Comedy, he says, is the toughest of all acting genres; the toughest to get right. But what of the different media: would he rather do film (his recent roles have tended to be cameo appearances), musicals (he hasn't done a musical since 2006, when he replaced John Lithgow in Dirty Rotten Scoundrels on Broadway) or theatre? Pryce smiles, pats the script on the desk to his left.
"Ah, I'm so grateful that G.I. Joe 2 is being made this summer," he says with a laugh. "I'm the American president again. Something happened at the end of G.I. Joe I that means he's back in G.I. Joe 2. I can't tell you any more, other than Dwayne 'The Rock' Johnson is on board." He pats the script again. "I have the top-secret script right here," he says. "It will pay for the whole of next year, for the going to Australia and, in the second half of the year, doing Lear."
After years of mentioning it as a possibility, Pryce will finally play the monarch in King Lear (at the respected Almeida Theatre in north London's Islington), his first Shakespeare since doing Macbeth in 1986. It's a mind-boggling forward plan: G.I. Joe 2, The Caretaker, King Lear.
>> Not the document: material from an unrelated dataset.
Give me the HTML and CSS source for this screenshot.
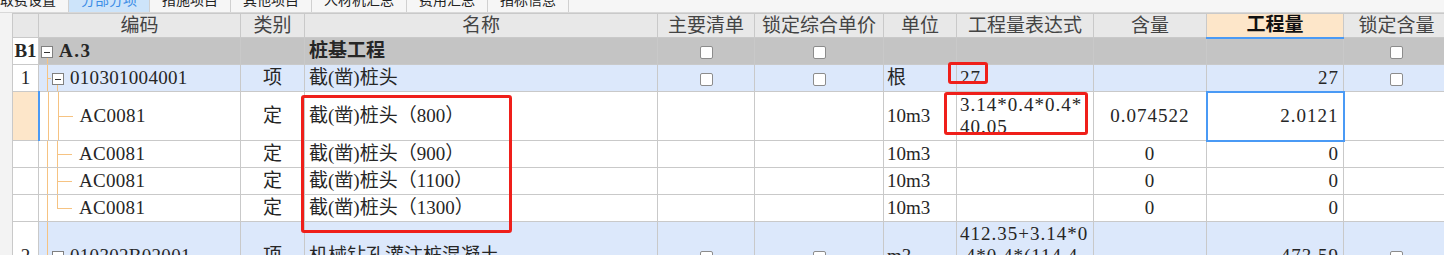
FILE: index.html
```html
<!DOCTYPE html>
<html lang="zh-CN">

<head>
    <meta charset="UTF-8">
    <title>分部分项</title>
    <link rel="stylesheet" href="styles.css">
</head>

<body>
    <!-- 顶部页签 -->
    <div class="tabs">
        <div class="tab first"><span>取费设置</span></div>
        <div class="tab on"><span>分部分项</span></div>
        <div class="tab"><span>措施项目</span></div>
        <div class="tab"><span>其他项目</span></div>
        <div class="tab"><span>人材机汇总</span></div>
        <div class="tab"><span>费用汇总</span></div>
        <div class="tab"><span>指标信息</span></div>
    </div>

    <div class="main">
        <table class="grid">
            <colgroup>
                <col class="c-no">
                <col class="c-code">
                <col class="c-type">
                <col class="c-name">
                <col class="c-main">
                <col class="c-lock">
                <col class="c-unit">
                <col class="c-exp">
                <col class="c-rate">
                <col class="c-qty">
                <col class="c-lockrate">
            </colgroup>
            <thead>
                <tr class="head">
                    <th></th>
                    <th>编码</th>
                    <th>类别</th>
                    <th>名称</th>
                    <th>主要清单</th>
                    <th>锁定综合单价</th>
                    <th>单位</th>
                    <th>工程量表达式</th>
                    <th>含量</th>
                    <th class="hl">工程量</th>
                    <th>锁定含量</th>
                </tr>
            </thead>
            <tbody>
                <tr class="grp">
                    <td class="no b">B1</td>
                    <td class="code lv0 tr-root"><span class="box"></span><b class="sect">A.3</b></td>
                    <td></td>
                    <td class="name"><b>桩基工程</b></td>
                    <td class="mid"><span class="cb"></span></td>
                    <td class="mid"><span class="cb"></span></td>
                    <td></td>
                    <td></td>
                    <td></td>
                    <td></td>
                    <td class="mid"><span class="cb"></span></td>
                </tr>
                <tr class="bill">
                    <td class="no">1</td>
                    <td class="code lv1 tr-open"><span class="box"></span>010301004001</td>
                    <td class="mid">项</td>
                    <td class="name">截(凿)桩头</td>
                    <td class="mid"><span class="cb"></span></td>
                    <td class="mid"><span class="cb"></span></td>
                    <td class="unit">根</td>
                    <td class="exp">27</td>
                    <td></td>
                    <td class="num">27</td>
                    <td class="mid"><span class="cb"></span></td>
                </tr>
                <tr class="quota tall">
                    <td class="no cur"></td>
                    <td class="code lv2 tr-leaf">AC0081</td>
                    <td class="mid">定</td>
                    <td class="name">截(凿)桩头（800）</td>
                    <td></td>
                    <td></td>
                    <td class="unit">10m3</td>
                    <td class="exp">3.14*0.4*0.4*<br>40.05</td>
                    <td class="mid rate">0.074522</td>
                    <td class="num sel">2.0121</td>
                    <td></td>
                </tr>
                <tr class="quota">
                    <td class="no"></td>
                    <td class="code lv2 tr-leaf">AC0081</td>
                    <td class="mid">定</td>
                    <td class="name">截(凿)桩头（900）</td>
                    <td></td>
                    <td></td>
                    <td class="unit">10m3</td>
                    <td class="exp"></td>
                    <td class="mid rate">0</td>
                    <td class="num">0</td>
                    <td></td>
                </tr>
                <tr class="quota">
                    <td class="no"></td>
                    <td class="code lv2 tr-leaf">AC0081</td>
                    <td class="mid">定</td>
                    <td class="name">截(凿)桩头（1100）</td>
                    <td></td>
                    <td></td>
                    <td class="unit">10m3</td>
                    <td class="exp"></td>
                    <td class="mid rate">0</td>
                    <td class="num">0</td>
                    <td></td>
                </tr>
                <tr class="quota">
                    <td class="no"></td>
                    <td class="code lv2 tr-last">AC0081</td>
                    <td class="mid">定</td>
                    <td class="name">截(凿)桩头（1300）</td>
                    <td></td>
                    <td></td>
                    <td class="unit">10m3</td>
                    <td class="exp"></td>
                    <td class="mid rate">0</td>
                    <td class="num">0</td>
                    <td></td>
                </tr>
                <tr class="bill big">
                    <td class="no">2</td>
                    <td class="code lv1 tr-open"><span class="box"></span>010302B02001</td>
                    <td class="mid">项</td>
                    <td class="name">机械钻孔灌注桩混凝土</td>
                    <td class="mid"><span class="cb"></span></td>
                    <td class="mid"><span class="cb"></span></td>
                    <td class="unit">m3</td>
                    <td class="exp">412.35+3.14*0<br>.4*0.4*(114.4<br>-1.5)</td>
                    <td></td>
                    <td class="num">473.59</td>
                    <td class="mid"><span class="cb"></span></td>
                </tr>
            </tbody>
        </table>
    </div>

    <!-- 红色标注框 -->
    <div class="mark mark-name"></div>
    <div class="mark mark-27"></div>
    <div class="mark mark-exp"></div>
</body>

</html>
```

FILE: styles.css
```css
* {
    padding: 0;
    margin: 0;
    box-sizing: border-box;
}

body {
    width: 1444px;
    height: 255px;
    overflow: hidden;
    position: relative;
    background-color: #f3f3f3;
    font-family: "Liberation Serif", "Noto Sans CJK SC", serif;
    font-size: 19px;
    color: #262626;
}

/* 页签 */
.tabs {
    display: flex;
    height: 13px;
    overflow: hidden;
    background-color: #f6f6f6;
    border-bottom: 1px solid #d8d8d8;
}

.tab {
    height: 12px;
    overflow: hidden;
    padding: 0 12px;
    border-right: 1px solid #d0d0d0;
    font-family: "Noto Sans CJK SC", sans-serif;
    font-size: 14px;
    line-height: 14px;
    color: #222;
}

.tab span {
    display: block;
    margin-top: -8px;
}

.tab.first {
    padding-left: 0;
}

.tab.on {
    background-color: #cde4fa;
    color: #3b8de6;
}

/* 表格 */
.main {
    display: flex;
    padding-left: 12px;
}

.grid {
    border-collapse: collapse;
    table-layout: fixed;
    width: 1437px;
    background-color: #fff;
    line-height: 22px;
}

.c-no { width: 26px; }
.c-code { width: 202px; }
.c-type { width: 64px; }
.c-name { width: 353px; }
.c-main { width: 97px; }
.c-lock { width: 129px; }
.c-unit { width: 73px; }
.c-exp { width: 137px; }
.c-rate { width: 113px; }
.c-qty { width: 137px; }
.c-lockrate { width: 106px; }

.grid th,
.grid td {
    border: 1px solid #c9c9c9;
    padding: 0 4px;
    white-space: nowrap;
    overflow: hidden;
    vertical-align: middle;
    font-weight: normal;
    text-align: left;
}

.head {
    height: 24px;
}

.grid th {
    background-color: #e8e8e8;
    color: #444;
    text-align: center;
}

.grid th.hl {
    background-color: #fde6c9;
    color: #111;
    font-weight: bold;
    border-bottom: 2px solid #4a9af5;
}

.grp,
.bill,
.quota {
    height: 27px;
}

.quota.tall {
    height: 49px;
}

.bill.big {
    height: 68px;
}

.grp td {
    background-color: #c4c4c4;
}

.bill td {
    background-color: #dce8fb;
}

.grid td.no {
    background-color: #fff;
    text-align: center;
    padding: 0;
}

.grid td.no.b {
    font-weight: bold;
}

.grid td.cur {
    background-color: #fde6c9;
    border-right: 2px solid #4a9af5;
}

.mid {
    text-align: center !important;
}

.name {
    padding-left: 4px;
}

.unit {
    padding-left: 3px !important;
}

/* 宋体数字较宽，用字距补一点 */
.exp {
    padding-left: 3px !important;
    white-space: normal !important;
    letter-spacing: 1px;
}

.num,
.rate {
    letter-spacing: 1px;
}

.num {
    text-align: right !important;
}

.grid td.sel {
    border: 2px solid #4a9af5;
}

/* 树形编码列 */
.code {
    background-repeat: no-repeat;
    letter-spacing: 0.3px;
}

.sect {
    letter-spacing: 1.5px;
}

.grid td.lv0 { padding-left: 2px; }
.grid td.lv1 { padding-left: 13px; }
.grid td.lv2 { padding-left: 40px; }

.tr-root {
    background-image: linear-gradient(#f6c382, #f6c382);
    background-size: 1px 8px;
    background-position: 8px 100%;
}

.tr-open {
    background-image: linear-gradient(#f6c382, #f6c382), linear-gradient(#f6c382, #f6c382), linear-gradient(#f6c382, #f6c382);
    background-size: 1px 100%, 4px 1px, 1px 8px;
    background-position: 8px 0, 8px 50%, 18px 100%;
}

.tr-leaf {
    background-image: linear-gradient(#f6c382, #f6c382), linear-gradient(#f6c382, #f6c382), linear-gradient(#f6c382, #f6c382);
    background-size: 1px 100%, 1px 100%, 15px 1px;
    background-position: 8px 0, 18px 0, 18px 50%;
}

.tr-last {
    background-image: linear-gradient(#f6c382, #f6c382), linear-gradient(#f6c382, #f6c382), linear-gradient(#f6c382, #f6c382);
    background-size: 1px 100%, 1px 50%, 15px 1px;
    background-position: 8px 0, 18px 0, 18px 50%;
}

.box {
    display: inline-block;
    width: 12px;
    height: 12px;
    margin-right: 6px;
    vertical-align: -1px;
    border: 1px solid #808080;
    background: #fff linear-gradient(#333, #333) no-repeat center / 6px 1px;
}

.cb {
    display: inline-block;
    width: 13px;
    height: 13px;
    vertical-align: middle;
    border: 1px solid #8c8c8c;
    border-radius: 2px;
    background-color: #fff;
}

/* 标注 */
.mark {
    position: absolute;
    border: 3px solid #ef1f1a;
    border-radius: 3px;
}

.mark-name {
    left: 301px;
    top: 95px;
    width: 211px;
    height: 138px;
}

.mark-27 {
    left: 948px;
    top: 62px;
    width: 40px;
    height: 22px;
}

.mark-exp {
    left: 944px;
    top: 92px;
    width: 144px;
    height: 43px;
}
```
But for now, before he goes into rehearsals for anything, the multifaceted Pryce is off on holiday to France, to relax and, presumably, stare into the middle distance. Does he go to France much? A scowl. "Yes, we're often in France." Where? "The south." Does he speak French? "Yes." You've gone all defensive, I say. Let's wind up. Pryce relaxes, stretches and gets to his feet with a little groan.
"Right," he says, shaking hands warmly. "I'm getting the bus. I've got my [free over-60s] bus pass. I've earned it. Public transport's a wonderful thing," he adds with a smile. "Even when people recognise me, they usually leave me alone."
The Caretaker, Adelaide Festival, March 8-15, 2012.